Begin with the first line of the material and write out each line exactly, ending with the line that contains "import React from 'react';". Pictures are not part of the copy.
__________
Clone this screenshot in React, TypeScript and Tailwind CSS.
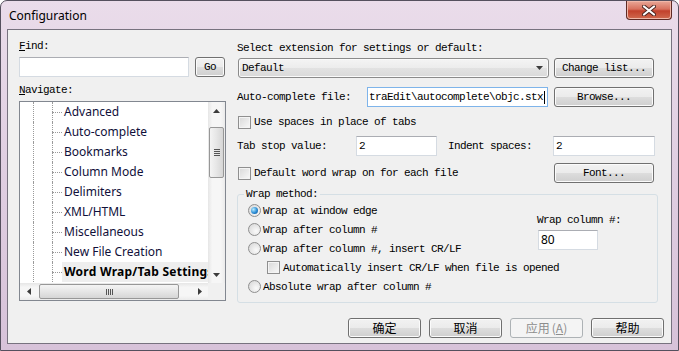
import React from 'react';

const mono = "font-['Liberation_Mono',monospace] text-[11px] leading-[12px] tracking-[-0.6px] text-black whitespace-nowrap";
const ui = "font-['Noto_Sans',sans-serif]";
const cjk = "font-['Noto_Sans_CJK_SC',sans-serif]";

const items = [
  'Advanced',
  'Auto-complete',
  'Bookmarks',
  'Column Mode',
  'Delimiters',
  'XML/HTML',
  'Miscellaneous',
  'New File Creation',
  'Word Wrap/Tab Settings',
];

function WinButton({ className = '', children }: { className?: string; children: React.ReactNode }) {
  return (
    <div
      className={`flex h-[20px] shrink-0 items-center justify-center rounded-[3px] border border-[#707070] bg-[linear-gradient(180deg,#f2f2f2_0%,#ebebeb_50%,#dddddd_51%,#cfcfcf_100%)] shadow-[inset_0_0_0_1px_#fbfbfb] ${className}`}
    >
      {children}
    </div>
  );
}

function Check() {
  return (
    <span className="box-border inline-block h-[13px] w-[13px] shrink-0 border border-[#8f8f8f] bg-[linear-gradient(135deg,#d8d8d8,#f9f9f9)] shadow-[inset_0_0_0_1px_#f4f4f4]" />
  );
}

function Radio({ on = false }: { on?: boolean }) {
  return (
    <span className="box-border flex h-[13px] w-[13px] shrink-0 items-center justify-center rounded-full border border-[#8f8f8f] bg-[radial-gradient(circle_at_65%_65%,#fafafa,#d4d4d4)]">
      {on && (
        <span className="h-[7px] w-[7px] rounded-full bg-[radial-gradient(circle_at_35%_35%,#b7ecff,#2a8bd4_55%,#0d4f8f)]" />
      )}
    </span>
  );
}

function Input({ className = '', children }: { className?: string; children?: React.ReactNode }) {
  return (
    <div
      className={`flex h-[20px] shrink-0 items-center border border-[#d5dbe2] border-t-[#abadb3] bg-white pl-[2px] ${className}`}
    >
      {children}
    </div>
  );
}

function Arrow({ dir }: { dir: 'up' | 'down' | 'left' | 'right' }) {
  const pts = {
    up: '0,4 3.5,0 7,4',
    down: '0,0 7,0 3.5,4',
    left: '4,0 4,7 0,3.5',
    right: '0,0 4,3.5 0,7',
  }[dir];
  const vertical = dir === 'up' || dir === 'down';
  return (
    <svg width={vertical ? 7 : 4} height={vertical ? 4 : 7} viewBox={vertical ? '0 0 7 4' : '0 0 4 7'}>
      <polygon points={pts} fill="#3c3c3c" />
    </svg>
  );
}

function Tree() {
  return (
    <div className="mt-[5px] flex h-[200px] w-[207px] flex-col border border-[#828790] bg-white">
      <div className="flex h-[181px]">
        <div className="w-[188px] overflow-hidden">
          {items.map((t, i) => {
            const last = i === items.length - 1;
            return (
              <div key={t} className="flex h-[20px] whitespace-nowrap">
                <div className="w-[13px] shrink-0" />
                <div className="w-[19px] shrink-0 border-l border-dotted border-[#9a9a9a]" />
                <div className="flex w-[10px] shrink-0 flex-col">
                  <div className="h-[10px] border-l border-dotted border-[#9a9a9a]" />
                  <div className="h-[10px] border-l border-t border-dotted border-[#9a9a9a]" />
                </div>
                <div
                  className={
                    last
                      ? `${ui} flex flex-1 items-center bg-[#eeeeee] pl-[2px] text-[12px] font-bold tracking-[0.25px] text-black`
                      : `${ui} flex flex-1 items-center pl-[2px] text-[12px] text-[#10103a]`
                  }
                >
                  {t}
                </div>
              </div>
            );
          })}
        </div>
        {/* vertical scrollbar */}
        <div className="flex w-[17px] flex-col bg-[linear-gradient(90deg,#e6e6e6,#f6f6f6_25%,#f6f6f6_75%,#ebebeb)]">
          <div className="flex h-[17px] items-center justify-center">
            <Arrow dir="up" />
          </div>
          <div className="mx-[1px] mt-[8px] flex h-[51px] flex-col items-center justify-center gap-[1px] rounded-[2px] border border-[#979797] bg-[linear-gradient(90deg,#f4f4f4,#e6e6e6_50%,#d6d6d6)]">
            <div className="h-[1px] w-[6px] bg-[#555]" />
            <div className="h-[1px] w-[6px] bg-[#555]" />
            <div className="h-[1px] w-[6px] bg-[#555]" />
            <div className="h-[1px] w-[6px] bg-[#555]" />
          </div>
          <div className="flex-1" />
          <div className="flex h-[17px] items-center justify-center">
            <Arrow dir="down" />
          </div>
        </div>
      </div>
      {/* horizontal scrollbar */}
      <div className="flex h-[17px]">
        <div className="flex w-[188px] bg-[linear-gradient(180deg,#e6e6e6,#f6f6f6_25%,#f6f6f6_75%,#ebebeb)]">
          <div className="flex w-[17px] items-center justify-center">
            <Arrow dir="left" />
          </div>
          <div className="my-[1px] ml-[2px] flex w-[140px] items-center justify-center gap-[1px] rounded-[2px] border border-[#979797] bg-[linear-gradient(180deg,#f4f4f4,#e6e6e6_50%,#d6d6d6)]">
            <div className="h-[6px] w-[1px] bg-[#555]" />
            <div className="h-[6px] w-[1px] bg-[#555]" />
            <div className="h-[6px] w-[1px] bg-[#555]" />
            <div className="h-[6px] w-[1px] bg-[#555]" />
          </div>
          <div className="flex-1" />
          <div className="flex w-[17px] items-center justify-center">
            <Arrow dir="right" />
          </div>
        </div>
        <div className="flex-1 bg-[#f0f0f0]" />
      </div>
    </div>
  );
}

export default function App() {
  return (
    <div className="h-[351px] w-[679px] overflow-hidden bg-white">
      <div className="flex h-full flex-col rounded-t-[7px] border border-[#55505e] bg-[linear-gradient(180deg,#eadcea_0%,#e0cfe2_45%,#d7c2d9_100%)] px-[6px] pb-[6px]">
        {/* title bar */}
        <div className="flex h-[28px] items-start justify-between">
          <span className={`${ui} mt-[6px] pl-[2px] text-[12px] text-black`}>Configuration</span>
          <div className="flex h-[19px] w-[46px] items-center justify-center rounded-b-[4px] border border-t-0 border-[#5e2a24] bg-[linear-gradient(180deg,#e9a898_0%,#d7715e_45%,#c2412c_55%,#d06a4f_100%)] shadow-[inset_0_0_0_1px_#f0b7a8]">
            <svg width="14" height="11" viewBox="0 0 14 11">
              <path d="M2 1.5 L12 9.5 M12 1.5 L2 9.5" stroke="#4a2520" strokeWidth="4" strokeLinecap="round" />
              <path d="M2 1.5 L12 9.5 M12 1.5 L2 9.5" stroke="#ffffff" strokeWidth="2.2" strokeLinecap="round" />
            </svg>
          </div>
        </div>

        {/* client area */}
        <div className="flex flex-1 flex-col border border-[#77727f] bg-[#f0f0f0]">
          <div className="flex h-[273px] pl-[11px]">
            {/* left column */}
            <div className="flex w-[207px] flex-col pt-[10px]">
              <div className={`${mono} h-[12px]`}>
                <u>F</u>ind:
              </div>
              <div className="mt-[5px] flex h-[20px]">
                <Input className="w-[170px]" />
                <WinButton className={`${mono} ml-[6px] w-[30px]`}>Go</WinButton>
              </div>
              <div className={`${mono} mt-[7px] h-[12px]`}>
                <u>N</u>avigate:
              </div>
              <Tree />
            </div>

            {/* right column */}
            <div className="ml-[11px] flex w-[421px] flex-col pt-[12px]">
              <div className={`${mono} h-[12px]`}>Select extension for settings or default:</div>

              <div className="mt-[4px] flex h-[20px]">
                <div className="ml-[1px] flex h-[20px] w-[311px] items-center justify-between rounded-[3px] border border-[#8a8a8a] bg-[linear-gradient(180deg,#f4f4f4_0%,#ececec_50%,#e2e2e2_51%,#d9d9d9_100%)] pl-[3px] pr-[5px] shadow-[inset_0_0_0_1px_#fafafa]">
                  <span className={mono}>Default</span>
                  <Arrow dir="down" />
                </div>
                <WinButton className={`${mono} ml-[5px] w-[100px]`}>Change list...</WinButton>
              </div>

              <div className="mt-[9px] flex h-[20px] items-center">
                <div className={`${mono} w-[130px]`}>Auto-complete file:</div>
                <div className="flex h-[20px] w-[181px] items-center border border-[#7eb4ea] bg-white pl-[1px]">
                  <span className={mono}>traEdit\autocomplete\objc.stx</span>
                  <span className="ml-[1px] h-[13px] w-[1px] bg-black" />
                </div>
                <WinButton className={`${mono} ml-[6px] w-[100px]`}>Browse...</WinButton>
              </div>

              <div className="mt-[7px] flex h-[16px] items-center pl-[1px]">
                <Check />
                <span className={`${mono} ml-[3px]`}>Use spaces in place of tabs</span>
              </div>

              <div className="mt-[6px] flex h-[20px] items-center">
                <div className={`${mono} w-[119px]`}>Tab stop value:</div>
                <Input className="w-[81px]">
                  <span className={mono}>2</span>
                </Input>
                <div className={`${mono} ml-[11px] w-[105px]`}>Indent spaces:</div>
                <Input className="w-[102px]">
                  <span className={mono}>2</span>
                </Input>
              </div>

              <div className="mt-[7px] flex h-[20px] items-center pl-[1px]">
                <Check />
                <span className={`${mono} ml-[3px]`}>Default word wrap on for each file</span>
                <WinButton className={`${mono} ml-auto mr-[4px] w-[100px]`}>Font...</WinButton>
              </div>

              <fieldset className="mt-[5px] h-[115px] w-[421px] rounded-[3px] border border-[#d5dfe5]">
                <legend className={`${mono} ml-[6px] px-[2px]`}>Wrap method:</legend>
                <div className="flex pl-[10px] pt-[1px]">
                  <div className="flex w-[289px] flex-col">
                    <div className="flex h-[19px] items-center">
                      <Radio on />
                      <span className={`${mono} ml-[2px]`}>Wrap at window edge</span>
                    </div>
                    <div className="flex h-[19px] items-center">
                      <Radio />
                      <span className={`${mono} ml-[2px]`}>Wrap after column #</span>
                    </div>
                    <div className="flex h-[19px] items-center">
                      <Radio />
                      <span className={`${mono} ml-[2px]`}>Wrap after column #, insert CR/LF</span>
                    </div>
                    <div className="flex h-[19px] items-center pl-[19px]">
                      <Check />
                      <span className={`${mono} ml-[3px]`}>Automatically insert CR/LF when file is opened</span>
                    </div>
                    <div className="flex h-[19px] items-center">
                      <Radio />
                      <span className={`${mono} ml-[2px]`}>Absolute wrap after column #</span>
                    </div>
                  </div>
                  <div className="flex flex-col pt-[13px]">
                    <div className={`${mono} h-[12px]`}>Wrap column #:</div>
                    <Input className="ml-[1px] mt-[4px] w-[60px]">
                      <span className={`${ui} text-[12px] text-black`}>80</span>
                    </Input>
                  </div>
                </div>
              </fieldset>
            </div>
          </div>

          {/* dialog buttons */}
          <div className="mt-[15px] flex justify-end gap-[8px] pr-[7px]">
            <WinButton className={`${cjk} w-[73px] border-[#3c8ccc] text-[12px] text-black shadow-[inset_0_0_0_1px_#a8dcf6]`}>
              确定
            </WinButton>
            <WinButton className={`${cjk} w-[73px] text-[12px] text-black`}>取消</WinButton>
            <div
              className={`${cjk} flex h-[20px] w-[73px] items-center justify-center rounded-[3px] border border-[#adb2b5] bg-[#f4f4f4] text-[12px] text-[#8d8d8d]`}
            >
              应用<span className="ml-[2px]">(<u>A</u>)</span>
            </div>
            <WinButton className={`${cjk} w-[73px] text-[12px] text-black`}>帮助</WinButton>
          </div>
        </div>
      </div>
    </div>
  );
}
__________
● Full solution
Clone this screenshot in React, TypeScript and Tailwind CSS.
import React from 'react';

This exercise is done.